A big issue for me is playing an old album that I played on decent systems that did dynamics, scale, impact, tone, detail- but these systems at the same time were never set up for imaging and soundstage- often on the long wall of a house, or speakers placed less for performance and more as furniture, in corners, out of the way, often a potted plant sitting on top.

So occasionally I break out an album from my youth and either get my socks blown off from a system that can actually reproduce the air, ambience and soundstage correctly from a well recorded album- or, occasionally I get a record that is mastered one dimensional, forward, compressed, no depth- just a flat wall of sound.

A reissue/remaster of Kiss Destroyer from maybe a release of a decade back is probably the worst offender, very hot, compressed and flat. This is followed with a second one that had me taken aback a bit- lackluster older repress of the debut Van Halen record that actually sounds great in most aspects but disappointingly flat and forward and slightly compressed.

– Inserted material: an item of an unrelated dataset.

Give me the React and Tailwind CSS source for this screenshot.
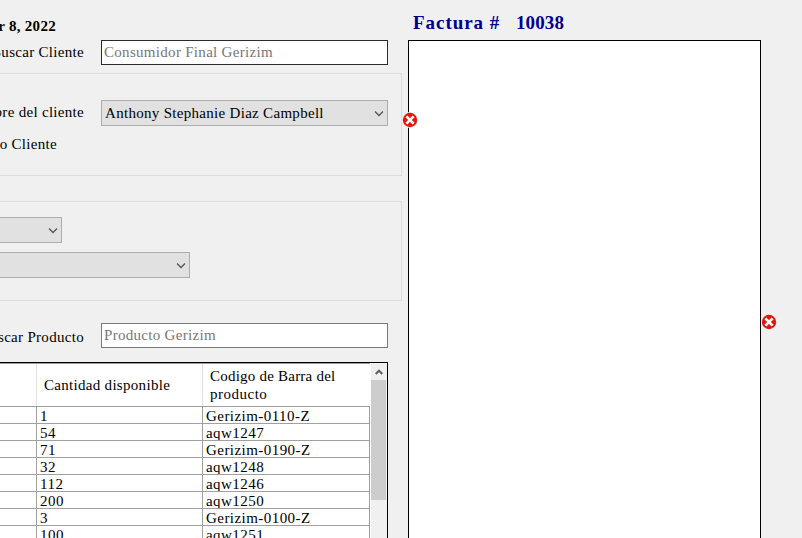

Lots of the Velvet Underground records are still personal favorites, but a good system makes it very clear they weren’t recorded with care and an ear for audiophile reproduction.

Newer artists and bands aren’t exempt- I love the Neko Case records here but some of them are lacking in dynamics- mastered hot and compressed. Moldy Peaches, Mates of State, Quintron and Miss Pussycat and others are unquestionably lo-fi from the get-go.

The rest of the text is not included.